◆ **Aim of the task**: For each line in the data below that holds "React", return a copy.

◆ **Supplied material**:
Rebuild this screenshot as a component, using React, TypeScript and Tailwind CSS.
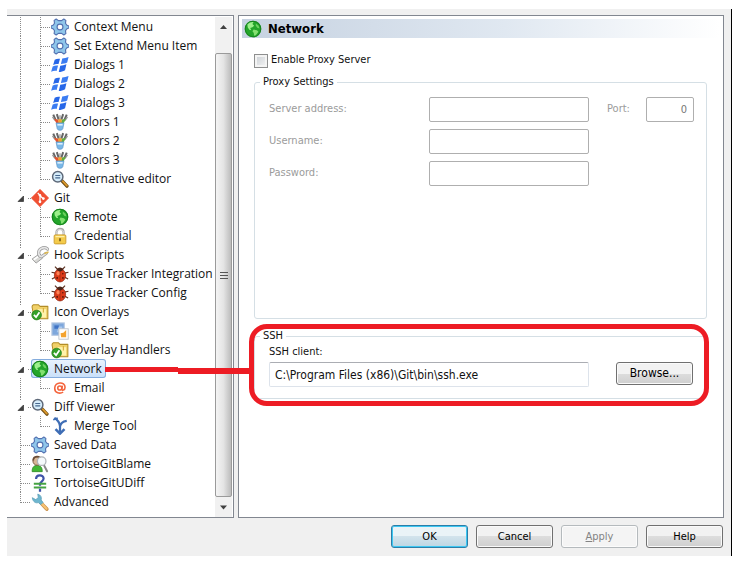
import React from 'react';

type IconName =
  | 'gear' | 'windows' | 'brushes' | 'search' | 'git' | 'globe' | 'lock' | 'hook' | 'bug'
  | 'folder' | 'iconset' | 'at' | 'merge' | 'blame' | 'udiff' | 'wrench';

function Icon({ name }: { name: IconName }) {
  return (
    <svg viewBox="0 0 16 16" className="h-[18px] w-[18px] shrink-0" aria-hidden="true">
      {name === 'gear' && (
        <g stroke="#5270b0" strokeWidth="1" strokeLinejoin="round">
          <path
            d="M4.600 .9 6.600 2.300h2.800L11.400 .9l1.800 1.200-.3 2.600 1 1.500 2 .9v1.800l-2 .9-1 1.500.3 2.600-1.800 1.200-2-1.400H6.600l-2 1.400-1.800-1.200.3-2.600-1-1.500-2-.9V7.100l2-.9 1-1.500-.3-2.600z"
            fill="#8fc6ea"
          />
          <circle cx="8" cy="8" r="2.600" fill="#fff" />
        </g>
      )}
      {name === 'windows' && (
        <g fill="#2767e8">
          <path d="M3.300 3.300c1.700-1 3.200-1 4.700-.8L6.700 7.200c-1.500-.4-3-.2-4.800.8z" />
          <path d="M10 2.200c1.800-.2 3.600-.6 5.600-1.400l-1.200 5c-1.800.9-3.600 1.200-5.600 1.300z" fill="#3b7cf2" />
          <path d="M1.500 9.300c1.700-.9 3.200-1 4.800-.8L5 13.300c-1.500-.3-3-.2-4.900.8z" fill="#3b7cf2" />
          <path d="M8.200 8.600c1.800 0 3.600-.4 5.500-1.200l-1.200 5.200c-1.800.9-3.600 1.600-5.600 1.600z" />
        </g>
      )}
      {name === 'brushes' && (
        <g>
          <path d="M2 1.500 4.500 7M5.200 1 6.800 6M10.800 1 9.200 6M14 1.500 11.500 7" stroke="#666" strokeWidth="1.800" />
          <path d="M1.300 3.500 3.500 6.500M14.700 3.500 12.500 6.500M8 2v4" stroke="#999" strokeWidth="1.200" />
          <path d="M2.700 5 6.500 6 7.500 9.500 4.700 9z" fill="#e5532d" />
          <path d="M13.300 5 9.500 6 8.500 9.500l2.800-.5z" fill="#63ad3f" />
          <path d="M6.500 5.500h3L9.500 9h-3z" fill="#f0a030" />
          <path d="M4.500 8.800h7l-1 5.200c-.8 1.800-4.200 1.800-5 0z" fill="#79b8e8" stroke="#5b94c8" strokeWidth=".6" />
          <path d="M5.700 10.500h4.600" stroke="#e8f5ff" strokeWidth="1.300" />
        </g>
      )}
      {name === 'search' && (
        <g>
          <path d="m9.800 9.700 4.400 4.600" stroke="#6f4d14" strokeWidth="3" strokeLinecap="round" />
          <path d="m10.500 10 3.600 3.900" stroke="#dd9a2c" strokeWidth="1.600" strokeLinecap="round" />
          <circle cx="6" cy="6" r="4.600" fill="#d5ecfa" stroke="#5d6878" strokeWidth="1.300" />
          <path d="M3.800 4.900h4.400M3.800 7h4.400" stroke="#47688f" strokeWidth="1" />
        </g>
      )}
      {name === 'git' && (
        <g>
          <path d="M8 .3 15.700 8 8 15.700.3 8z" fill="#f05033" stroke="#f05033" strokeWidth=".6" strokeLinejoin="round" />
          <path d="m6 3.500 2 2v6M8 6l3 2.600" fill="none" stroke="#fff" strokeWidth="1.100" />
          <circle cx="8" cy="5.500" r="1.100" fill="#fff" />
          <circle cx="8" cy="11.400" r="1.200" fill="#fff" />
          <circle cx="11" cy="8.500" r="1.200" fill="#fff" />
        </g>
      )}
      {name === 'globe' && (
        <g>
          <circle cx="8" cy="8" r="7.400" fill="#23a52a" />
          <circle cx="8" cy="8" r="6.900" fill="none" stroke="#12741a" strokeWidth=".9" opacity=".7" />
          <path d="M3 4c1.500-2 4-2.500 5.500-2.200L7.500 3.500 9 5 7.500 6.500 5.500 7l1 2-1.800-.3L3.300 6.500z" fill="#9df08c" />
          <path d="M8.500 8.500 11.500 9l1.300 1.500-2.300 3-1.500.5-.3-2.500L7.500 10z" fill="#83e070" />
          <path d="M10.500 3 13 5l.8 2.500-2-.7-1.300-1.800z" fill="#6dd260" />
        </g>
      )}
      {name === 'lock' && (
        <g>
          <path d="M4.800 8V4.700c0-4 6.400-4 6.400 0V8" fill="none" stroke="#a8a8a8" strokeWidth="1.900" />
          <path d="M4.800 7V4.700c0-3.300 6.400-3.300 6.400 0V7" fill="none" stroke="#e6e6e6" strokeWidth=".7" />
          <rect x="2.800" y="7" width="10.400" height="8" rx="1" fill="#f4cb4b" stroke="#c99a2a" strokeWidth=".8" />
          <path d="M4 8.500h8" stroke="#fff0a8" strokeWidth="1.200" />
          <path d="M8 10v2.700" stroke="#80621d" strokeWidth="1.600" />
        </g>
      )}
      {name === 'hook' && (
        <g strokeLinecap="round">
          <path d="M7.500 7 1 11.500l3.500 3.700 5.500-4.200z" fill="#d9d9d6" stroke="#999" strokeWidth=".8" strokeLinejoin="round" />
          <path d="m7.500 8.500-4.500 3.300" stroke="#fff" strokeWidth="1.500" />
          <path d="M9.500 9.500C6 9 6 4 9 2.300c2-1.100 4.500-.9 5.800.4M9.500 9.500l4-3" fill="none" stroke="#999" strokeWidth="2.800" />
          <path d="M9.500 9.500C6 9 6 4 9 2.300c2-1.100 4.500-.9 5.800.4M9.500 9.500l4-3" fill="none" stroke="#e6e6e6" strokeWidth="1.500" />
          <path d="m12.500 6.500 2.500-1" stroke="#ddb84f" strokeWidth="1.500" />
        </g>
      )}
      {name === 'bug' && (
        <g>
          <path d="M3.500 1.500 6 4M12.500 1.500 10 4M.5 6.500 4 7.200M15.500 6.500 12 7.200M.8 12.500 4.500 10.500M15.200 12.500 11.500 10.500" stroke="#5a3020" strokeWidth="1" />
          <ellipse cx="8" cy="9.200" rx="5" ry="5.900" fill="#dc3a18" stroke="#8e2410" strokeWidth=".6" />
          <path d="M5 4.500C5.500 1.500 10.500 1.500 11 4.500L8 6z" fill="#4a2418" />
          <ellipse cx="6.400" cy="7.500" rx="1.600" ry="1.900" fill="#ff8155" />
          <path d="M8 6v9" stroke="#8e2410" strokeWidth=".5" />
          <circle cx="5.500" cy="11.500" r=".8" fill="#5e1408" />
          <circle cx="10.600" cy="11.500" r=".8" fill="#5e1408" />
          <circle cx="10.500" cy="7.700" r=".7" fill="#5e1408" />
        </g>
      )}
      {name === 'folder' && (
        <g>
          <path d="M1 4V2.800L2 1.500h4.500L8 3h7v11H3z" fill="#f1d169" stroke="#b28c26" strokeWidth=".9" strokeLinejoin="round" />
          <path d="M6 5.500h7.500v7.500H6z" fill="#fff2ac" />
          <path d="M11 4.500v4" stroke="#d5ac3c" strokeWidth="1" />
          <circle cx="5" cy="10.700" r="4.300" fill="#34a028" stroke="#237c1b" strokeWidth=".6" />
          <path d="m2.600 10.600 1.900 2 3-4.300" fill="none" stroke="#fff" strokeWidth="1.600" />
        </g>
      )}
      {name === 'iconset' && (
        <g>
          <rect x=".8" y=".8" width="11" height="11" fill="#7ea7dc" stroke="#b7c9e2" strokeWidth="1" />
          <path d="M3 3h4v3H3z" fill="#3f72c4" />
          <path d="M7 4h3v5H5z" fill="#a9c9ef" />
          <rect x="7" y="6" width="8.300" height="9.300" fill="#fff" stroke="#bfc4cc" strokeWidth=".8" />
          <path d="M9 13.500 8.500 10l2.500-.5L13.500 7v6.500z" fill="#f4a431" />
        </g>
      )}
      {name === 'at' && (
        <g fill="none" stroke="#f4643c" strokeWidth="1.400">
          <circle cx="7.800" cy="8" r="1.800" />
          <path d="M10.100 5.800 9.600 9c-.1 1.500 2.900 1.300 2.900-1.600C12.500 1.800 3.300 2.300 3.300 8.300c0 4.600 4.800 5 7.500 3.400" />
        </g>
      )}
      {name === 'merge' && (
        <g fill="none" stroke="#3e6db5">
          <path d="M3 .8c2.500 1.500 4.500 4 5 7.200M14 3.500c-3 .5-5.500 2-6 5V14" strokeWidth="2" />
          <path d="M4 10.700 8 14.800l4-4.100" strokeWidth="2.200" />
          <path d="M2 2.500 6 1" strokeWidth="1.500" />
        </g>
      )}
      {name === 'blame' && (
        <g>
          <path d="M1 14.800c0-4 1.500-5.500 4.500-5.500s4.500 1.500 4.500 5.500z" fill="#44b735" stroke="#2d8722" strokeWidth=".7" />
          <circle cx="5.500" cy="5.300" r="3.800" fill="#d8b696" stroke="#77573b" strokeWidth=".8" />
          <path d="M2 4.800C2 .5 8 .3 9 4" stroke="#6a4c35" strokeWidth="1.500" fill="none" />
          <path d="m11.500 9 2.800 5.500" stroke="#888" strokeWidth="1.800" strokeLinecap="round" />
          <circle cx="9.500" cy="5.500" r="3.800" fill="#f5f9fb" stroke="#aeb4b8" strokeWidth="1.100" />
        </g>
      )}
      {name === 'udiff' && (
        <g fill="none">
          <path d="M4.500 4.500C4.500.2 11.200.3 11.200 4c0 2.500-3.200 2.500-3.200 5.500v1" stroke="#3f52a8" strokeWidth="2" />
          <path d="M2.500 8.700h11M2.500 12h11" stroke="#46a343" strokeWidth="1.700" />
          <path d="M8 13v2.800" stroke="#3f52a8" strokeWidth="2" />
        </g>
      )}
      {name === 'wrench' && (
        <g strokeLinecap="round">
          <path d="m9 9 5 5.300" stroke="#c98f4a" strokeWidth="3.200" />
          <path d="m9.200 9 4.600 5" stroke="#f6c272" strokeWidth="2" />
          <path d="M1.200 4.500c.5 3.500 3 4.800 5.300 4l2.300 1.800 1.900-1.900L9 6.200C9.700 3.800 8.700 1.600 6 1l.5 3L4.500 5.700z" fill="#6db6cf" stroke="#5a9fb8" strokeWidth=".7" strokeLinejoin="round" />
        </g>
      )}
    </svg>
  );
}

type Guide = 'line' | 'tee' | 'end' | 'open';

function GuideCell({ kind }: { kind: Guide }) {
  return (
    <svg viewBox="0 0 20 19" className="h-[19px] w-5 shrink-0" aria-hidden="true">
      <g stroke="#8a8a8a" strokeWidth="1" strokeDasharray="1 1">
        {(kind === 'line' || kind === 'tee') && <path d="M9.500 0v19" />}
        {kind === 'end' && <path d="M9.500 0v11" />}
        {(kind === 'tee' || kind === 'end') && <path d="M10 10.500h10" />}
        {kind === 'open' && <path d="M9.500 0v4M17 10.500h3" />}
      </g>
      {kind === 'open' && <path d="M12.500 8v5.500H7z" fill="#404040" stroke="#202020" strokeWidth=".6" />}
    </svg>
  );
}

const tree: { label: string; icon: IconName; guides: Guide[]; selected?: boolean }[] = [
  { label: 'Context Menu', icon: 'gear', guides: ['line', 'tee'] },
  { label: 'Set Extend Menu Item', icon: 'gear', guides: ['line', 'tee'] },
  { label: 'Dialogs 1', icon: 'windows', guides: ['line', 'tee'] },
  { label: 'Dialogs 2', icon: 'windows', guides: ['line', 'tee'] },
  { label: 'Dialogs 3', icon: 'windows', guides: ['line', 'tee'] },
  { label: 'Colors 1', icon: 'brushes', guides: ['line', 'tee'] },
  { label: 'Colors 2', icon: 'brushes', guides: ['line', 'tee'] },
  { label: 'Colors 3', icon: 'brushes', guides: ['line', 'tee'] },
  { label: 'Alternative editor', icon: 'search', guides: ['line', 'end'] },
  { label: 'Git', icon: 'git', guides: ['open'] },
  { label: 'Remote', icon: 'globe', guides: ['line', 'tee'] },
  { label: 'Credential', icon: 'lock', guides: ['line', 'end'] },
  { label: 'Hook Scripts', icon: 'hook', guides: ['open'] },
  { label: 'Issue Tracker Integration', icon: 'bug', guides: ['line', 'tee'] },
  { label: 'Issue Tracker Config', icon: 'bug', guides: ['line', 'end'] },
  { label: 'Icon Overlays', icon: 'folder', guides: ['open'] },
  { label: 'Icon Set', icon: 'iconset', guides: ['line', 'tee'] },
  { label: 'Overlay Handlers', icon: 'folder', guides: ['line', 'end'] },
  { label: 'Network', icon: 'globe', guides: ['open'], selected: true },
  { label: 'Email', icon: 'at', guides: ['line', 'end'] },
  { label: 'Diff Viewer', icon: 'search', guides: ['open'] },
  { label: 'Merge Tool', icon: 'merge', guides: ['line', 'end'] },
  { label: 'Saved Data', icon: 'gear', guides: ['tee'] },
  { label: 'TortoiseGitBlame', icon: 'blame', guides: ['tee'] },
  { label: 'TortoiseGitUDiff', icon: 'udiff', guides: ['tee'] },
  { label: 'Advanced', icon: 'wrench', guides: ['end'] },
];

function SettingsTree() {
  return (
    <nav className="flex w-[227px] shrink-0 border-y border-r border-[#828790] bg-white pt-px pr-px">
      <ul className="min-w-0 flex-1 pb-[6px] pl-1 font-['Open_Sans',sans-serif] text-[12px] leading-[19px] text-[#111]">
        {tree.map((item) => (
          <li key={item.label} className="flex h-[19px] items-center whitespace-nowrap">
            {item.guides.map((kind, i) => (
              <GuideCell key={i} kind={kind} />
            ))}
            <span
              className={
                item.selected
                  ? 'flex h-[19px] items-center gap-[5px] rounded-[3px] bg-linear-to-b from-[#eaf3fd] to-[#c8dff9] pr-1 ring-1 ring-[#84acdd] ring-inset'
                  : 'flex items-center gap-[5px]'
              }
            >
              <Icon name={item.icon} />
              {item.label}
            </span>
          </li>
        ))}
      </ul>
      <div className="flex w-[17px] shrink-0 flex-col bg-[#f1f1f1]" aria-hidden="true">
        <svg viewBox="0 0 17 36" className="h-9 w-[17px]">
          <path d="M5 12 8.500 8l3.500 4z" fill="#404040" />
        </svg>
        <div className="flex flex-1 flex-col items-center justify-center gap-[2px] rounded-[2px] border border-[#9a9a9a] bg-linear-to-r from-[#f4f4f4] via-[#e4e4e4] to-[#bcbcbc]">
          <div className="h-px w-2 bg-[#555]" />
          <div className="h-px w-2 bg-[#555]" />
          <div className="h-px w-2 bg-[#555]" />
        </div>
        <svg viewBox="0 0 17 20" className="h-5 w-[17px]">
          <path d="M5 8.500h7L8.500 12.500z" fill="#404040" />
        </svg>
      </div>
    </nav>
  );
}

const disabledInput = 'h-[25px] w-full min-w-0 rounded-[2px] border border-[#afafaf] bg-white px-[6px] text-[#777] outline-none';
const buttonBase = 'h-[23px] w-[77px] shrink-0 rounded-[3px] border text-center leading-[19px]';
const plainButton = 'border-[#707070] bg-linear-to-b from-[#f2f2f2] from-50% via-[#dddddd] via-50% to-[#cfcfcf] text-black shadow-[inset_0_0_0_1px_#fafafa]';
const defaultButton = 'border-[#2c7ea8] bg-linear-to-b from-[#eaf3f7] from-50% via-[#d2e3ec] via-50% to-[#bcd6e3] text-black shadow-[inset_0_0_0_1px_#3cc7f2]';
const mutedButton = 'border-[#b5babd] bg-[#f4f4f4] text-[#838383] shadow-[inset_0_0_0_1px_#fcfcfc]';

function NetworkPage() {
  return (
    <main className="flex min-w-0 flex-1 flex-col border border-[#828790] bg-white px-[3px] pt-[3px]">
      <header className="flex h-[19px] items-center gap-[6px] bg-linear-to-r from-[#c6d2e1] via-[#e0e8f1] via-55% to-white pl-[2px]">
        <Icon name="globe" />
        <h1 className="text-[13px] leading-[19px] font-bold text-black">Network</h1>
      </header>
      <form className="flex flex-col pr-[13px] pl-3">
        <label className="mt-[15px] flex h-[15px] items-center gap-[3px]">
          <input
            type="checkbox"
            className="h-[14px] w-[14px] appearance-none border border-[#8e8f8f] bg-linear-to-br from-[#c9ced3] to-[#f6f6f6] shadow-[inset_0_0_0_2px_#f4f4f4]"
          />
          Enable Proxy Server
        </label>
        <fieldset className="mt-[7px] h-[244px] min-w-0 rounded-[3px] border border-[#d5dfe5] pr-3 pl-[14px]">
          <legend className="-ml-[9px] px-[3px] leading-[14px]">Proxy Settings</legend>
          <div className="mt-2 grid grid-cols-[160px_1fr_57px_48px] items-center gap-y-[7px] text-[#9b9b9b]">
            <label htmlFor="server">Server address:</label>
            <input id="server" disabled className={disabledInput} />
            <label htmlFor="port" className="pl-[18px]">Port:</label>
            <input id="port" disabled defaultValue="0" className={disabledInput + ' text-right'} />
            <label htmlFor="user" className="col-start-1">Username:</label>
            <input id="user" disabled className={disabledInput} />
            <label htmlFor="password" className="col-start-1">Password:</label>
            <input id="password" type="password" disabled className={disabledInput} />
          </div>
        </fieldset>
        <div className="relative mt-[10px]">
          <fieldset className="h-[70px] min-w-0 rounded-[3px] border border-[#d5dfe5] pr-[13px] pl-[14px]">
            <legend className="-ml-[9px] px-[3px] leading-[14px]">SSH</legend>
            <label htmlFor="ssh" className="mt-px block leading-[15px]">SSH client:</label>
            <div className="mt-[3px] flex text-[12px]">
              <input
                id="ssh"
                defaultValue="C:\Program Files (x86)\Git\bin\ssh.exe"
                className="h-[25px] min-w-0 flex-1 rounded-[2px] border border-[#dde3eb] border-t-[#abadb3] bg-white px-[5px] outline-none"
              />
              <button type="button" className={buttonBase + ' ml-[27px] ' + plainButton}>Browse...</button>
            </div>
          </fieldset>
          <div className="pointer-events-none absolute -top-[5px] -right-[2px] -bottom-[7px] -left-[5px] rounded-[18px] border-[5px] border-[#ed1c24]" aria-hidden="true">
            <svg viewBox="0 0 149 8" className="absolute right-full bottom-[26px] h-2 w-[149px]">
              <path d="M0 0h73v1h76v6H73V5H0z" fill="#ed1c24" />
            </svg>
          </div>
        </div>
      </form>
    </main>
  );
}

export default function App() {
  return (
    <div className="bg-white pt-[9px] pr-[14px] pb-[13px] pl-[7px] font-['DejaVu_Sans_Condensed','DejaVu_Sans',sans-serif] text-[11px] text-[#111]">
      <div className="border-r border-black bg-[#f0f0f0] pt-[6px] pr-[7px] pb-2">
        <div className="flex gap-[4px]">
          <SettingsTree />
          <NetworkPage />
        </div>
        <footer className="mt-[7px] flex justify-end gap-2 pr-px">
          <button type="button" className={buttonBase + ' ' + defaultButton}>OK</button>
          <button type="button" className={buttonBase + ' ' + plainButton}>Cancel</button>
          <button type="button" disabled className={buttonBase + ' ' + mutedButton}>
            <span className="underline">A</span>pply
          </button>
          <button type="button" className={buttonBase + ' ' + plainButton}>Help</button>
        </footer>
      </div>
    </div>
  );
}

◆ **Answer**:
Rebuild this screenshot as a component, using React, TypeScript and Tailwind CSS.
import React from 'react';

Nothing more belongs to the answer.